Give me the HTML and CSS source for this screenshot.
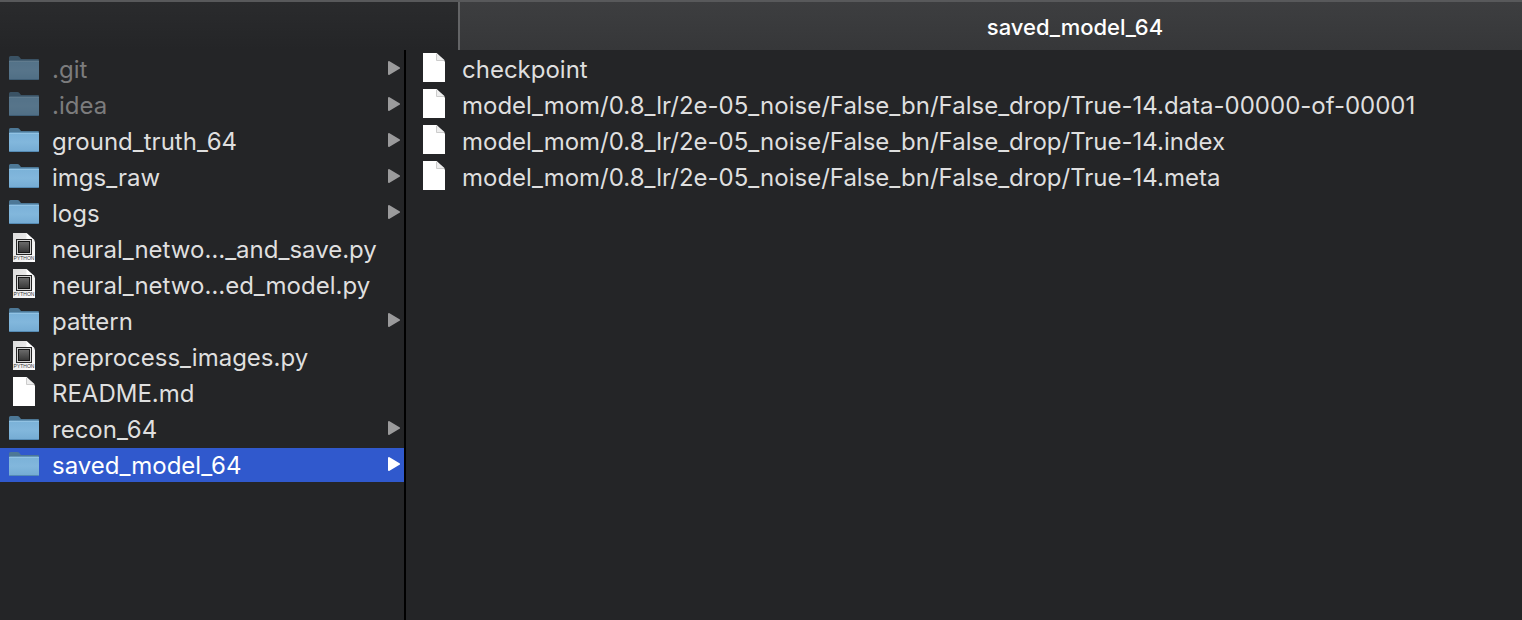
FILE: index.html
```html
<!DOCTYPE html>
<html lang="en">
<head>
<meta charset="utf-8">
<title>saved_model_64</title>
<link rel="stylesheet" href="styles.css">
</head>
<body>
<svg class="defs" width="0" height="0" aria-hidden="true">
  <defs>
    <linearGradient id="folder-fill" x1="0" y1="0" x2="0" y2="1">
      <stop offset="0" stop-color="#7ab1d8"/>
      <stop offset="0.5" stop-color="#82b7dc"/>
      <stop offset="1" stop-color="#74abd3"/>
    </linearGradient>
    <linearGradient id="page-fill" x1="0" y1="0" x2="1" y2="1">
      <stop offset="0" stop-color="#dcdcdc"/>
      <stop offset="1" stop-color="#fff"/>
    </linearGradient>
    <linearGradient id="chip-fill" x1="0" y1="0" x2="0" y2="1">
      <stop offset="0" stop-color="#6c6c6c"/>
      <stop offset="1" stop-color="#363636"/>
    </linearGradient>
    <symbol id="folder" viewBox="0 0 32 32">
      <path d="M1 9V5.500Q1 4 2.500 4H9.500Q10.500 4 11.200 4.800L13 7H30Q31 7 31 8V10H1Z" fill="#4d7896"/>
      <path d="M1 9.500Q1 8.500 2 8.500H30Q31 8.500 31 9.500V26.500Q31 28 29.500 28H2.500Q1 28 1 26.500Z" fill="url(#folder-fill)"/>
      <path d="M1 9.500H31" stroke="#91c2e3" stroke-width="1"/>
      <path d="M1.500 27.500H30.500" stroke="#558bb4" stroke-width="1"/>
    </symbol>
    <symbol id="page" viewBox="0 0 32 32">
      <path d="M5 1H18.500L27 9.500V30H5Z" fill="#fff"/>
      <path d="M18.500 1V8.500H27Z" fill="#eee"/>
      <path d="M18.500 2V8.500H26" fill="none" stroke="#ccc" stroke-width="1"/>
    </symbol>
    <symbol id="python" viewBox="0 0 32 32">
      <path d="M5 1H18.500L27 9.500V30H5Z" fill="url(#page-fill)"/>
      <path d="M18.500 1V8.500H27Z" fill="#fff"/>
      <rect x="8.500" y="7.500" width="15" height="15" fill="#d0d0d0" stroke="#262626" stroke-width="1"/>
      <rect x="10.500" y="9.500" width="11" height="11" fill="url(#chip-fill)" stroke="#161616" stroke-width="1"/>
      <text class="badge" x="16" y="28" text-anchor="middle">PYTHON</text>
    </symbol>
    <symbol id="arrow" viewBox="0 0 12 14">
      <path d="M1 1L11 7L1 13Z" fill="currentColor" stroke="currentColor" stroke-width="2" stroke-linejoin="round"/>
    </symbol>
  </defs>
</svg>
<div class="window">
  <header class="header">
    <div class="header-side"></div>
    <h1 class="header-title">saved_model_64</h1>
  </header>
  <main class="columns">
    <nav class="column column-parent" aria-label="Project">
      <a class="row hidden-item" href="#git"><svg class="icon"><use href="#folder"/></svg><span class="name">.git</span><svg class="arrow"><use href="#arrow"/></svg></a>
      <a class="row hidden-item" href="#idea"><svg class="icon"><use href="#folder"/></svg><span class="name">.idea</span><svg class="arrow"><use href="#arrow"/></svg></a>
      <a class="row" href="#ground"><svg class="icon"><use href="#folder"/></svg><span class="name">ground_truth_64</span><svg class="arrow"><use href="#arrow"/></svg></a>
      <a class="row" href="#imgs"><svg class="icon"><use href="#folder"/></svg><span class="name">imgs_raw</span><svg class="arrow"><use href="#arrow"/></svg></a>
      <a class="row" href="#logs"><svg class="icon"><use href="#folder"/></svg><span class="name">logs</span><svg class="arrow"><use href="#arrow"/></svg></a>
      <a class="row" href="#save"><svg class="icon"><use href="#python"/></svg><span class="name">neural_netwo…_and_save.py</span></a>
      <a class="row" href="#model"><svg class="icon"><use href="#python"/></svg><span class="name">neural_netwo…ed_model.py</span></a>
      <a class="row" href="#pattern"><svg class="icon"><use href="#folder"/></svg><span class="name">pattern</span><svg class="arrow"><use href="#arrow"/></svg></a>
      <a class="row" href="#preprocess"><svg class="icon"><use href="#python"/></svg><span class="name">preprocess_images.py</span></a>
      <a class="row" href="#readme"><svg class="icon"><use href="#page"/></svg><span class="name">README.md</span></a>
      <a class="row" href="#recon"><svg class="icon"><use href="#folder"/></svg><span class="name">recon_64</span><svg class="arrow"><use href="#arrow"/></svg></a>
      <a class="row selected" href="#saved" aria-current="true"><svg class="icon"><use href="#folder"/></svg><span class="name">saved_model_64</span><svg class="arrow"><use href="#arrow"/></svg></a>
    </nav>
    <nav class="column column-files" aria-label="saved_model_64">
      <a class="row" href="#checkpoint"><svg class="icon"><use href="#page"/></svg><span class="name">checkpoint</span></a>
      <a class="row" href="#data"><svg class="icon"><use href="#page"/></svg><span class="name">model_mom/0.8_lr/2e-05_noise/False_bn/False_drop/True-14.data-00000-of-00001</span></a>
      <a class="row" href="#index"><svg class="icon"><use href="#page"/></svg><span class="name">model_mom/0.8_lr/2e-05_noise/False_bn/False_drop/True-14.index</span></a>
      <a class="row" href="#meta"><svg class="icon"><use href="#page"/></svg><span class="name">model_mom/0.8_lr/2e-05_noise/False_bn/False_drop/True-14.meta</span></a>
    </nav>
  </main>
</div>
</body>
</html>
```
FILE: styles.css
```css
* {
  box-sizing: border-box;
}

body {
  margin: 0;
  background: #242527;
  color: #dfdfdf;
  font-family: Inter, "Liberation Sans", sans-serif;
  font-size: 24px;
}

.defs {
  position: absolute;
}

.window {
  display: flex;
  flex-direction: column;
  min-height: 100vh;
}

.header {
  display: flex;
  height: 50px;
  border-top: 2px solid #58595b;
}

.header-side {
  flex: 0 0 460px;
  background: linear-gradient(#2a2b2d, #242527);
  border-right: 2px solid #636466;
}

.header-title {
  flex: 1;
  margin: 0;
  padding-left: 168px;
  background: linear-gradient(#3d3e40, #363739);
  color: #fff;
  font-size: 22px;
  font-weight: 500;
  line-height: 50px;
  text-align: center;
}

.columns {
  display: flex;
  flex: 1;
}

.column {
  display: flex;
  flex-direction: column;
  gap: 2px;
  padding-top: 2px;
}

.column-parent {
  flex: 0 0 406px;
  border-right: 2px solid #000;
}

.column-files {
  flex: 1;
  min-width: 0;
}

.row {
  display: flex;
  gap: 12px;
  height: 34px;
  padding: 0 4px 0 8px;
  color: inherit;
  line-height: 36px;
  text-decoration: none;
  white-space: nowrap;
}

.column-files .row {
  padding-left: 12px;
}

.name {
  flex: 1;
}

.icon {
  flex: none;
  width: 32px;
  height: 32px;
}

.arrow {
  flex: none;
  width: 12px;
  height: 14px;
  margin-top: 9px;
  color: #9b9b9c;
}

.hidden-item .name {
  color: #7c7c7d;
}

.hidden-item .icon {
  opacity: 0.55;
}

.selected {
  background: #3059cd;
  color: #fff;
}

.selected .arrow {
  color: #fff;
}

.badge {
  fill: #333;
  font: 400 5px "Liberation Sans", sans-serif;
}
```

_Instructions for the task_
Return the listing above word for word, with the pictures removed.

_Solution for this exercise_
Give me the HTML and CSS source for this screenshot.
FILE: index.html
```html
<!DOCTYPE html>
<html lang="en">
<head>
<meta charset="utf-8">
<title>saved_model_64</title>
<link rel="stylesheet" href="styles.css">
</head>
<body>
<svg class="defs" width="0" height="0" aria-hidden="true">
  <defs>
    <linearGradient id="folder-fill" x1="0" y1="0" x2="0" y2="1">
      <stop offset="0" stop-color="#7ab1d8"/>
      <stop offset="0.5" stop-color="#82b7dc"/>
      <stop offset="1" stop-color="#74abd3"/>
    </linearGradient>
    <linearGradient id="page-fill" x1="0" y1="0" x2="1" y2="1">
      <stop offset="0" stop-color="#dcdcdc"/>
      <stop offset="1" stop-color="#fff"/>
    </linearGradient>
    <linearGradient id="chip-fill" x1="0" y1="0" x2="0" y2="1">
      <stop offset="0" stop-color="#6c6c6c"/>
      <stop offset="1" stop-color="#363636"/>
    </linearGradient>
    <symbol id="folder" viewBox="0 0 32 32">
      <path d="M1 9V5.500Q1 4 2.500 4H9.500Q10.500 4 11.200 4.800L13 7H30Q31 7 31 8V10H1Z" fill="#4d7896"/>
      <path d="M1 9.500Q1 8.500 2 8.500H30Q31 8.500 31 9.500V26.500Q31 28 29.500 28H2.500Q1 28 1 26.500Z" fill="url(#folder-fill)"/>
      <path d="M1 9.500H31" stroke="#91c2e3" stroke-width="1"/>
      <path d="M1.500 27.500H30.500" stroke="#558bb4" stroke-width="1"/>
    </symbol>
    <symbol id="page" viewBox="0 0 32 32">
      <path d="M5 1H18.500L27 9.500V30H5Z" fill="#fff"/>
      <path d="M18.500 1V8.500H27Z" fill="#eee"/>
      <path d="M18.500 2V8.500H26" fill="none" stroke="#ccc" stroke-width="1"/>
    </symbol>
    <symbol id="python" viewBox="0 0 32 32">
      <path d="M5 1H18.500L27 9.500V30H5Z" fill="url(#page-fill)"/>
      <path d="M18.500 1V8.500H27Z" fill="#fff"/>
      <rect x="8.500" y="7.500" width="15" height="15" fill="#d0d0d0" stroke="#262626" stroke-width="1"/>
      <rect x="10.500" y="9.500" width="11" height="11" fill="url(#chip-fill)" stroke="#161616" stroke-width="1"/>
      <text class="badge" x="16" y="28" text-anchor="middle">PYTHON</text>
    </symbol>
    <symbol id="arrow" viewBox="0 0 12 14">
      <path d="M1 1L11 7L1 13Z" fill="currentColor" stroke="currentColor" stroke-width="2" stroke-linejoin="round"/>
    </symbol>
  </defs>
</svg>
<div class="window">
  <header class="header">
    <div class="header-side"></div>
    <h1 class="header-title">saved_model_64</h1>
  </header>
  <main class="columns">
    <nav class="column column-parent" aria-label="Project">
      <a class="row hidden-item" href="#git"><svg class="icon"><use href="#folder"/></svg><span class="name">.git</span><svg class="arrow"><use href="#arrow"/></svg></a>
      <a class="row hidden-item" href="#idea"><svg class="icon"><use href="#folder"/></svg><span class="name">.idea</span><svg class="arrow"><use href="#arrow"/></svg></a>
      <a class="row" href="#ground"><svg class="icon"><use href="#folder"/></svg><span class="name">ground_truth_64</span><svg class="arrow"><use href="#arrow"/></svg></a>
      <a class="row" href="#imgs"><svg class="icon"><use href="#folder"/></svg><span class="name">imgs_raw</span><svg class="arrow"><use href="#arrow"/></svg></a>
      <a class="row" href="#logs"><svg class="icon"><use href="#folder"/></svg><span class="name">logs</span><svg class="arrow"><use href="#arrow"/></svg></a>
      <a class="row" href="#save"><svg class="icon"><use href="#python"/></svg><span class="name">neural_netwo…_and_save.py</span></a>
      <a class="row" href="#model"><svg class="icon"><use href="#python"/></svg><span class="name">neural_netwo…ed_model.py</span></a>
      <a class="row" href="#pattern"><svg class="icon"><use href="#folder"/></svg><span class="name">pattern</span><svg class="arrow"><use href="#arrow"/></svg></a>
      <a class="row" href="#preprocess"><svg class="icon"><use href="#python"/></svg><span class="name">preprocess_images.py</span></a>
      <a class="row" href="#readme"><svg class="icon"><use href="#page"/></svg><span class="name">README.md</span></a>
      <a class="row" href="#recon"><svg class="icon"><use href="#folder"/></svg><span class="name">recon_64</span><svg class="arrow"><use href="#arrow"/></svg></a>
      <a class="row selected" href="#saved" aria-current="true"><svg class="icon"><use href="#folder"/></svg><span class="name">saved_model_64</span><svg class="arrow"><use href="#arrow"/></svg></a>
    </nav>
    <nav class="column column-files" aria-label="saved_model_64">
      <a class="row" href="#checkpoint"><svg class="icon"><use href="#page"/></svg><span class="name">checkpoint</span></a>
      <a class="row" href="#data"><svg class="icon"><use href="#page"/></svg><span class="name">model_mom/0.8_lr/2e-05_noise/False_bn/False_drop/True-14.data-00000-of-00001</span></a>
      <a class="row" href="#index"><svg class="icon"><use href="#page"/></svg><span class="name">model_mom/0.8_lr/2e-05_noise/False_bn/False_drop/True-14.index</span></a>
      <a class="row" href="#meta"><svg class="icon"><use href="#page"/></svg><span class="name">model_mom/0.8_lr/2e-05_noise/False_bn/False_drop/True-14.meta</span></a>
    </nav>
  </main>
</div>
</body>
</html>
```
FILE: styles.css
```css
* {
  box-sizing: border-box;
}

body {
  margin: 0;
  background: #242527;
  color: #dfdfdf;
  font-family: Inter, "Liberation Sans", sans-serif;
  font-size: 24px;
}

.defs {
  position: absolute;
}

.window {
  display: flex;
  flex-direction: column;
  min-height: 100vh;
}

.header {
  display: flex;
  height: 50px;
  border-top: 2px solid #58595b;
}

.header-side {
  flex: 0 0 460px;
  background: linear-gradient(#2a2b2d, #242527);
  border-right: 2px solid #636466;
}

.header-title {
  flex: 1;
  margin: 0;
  padding-left: 168px;
  background: linear-gradient(#3d3e40, #363739);
  color: #fff;
  font-size: 22px;
  font-weight: 500;
  line-height: 50px;
  text-align: center;
}

.columns {
  display: flex;
  flex: 1;
}

.column {
  display: flex;
  flex-direction: column;
  gap: 2px;
  padding-top: 2px;
}

.column-parent {
  flex: 0 0 406px;
  border-right: 2px solid #000;
}

.column-files {
  flex: 1;
  min-width: 0;
}

.row {
  display: flex;
  gap: 12px;
  height: 34px;
  padding: 0 4px 0 8px;
  color: inherit;
  line-height: 36px;
  text-decoration: none;
  white-space: nowrap;
}

.column-files .row {
  padding-left: 12px;
}

.name {
  flex: 1;
}

.icon {
  flex: none;
  width: 32px;
  height: 32px;
}

.arrow {
  flex: none;
  width: 12px;
  height: 14px;
  margin-top: 9px;
  color: #9b9b9c;
}

.hidden-item .name {
  color: #7c7c7d;
}

.hidden-item .icon {
  opacity: 0.55;
}

.selected {
  background: #3059cd;
  color: #fff;
}

.selected .arrow {
  color: #fff;
}

.badge {
  fill: #333;
  font: 400 5px "Liberation Sans", sans-serif;
}
```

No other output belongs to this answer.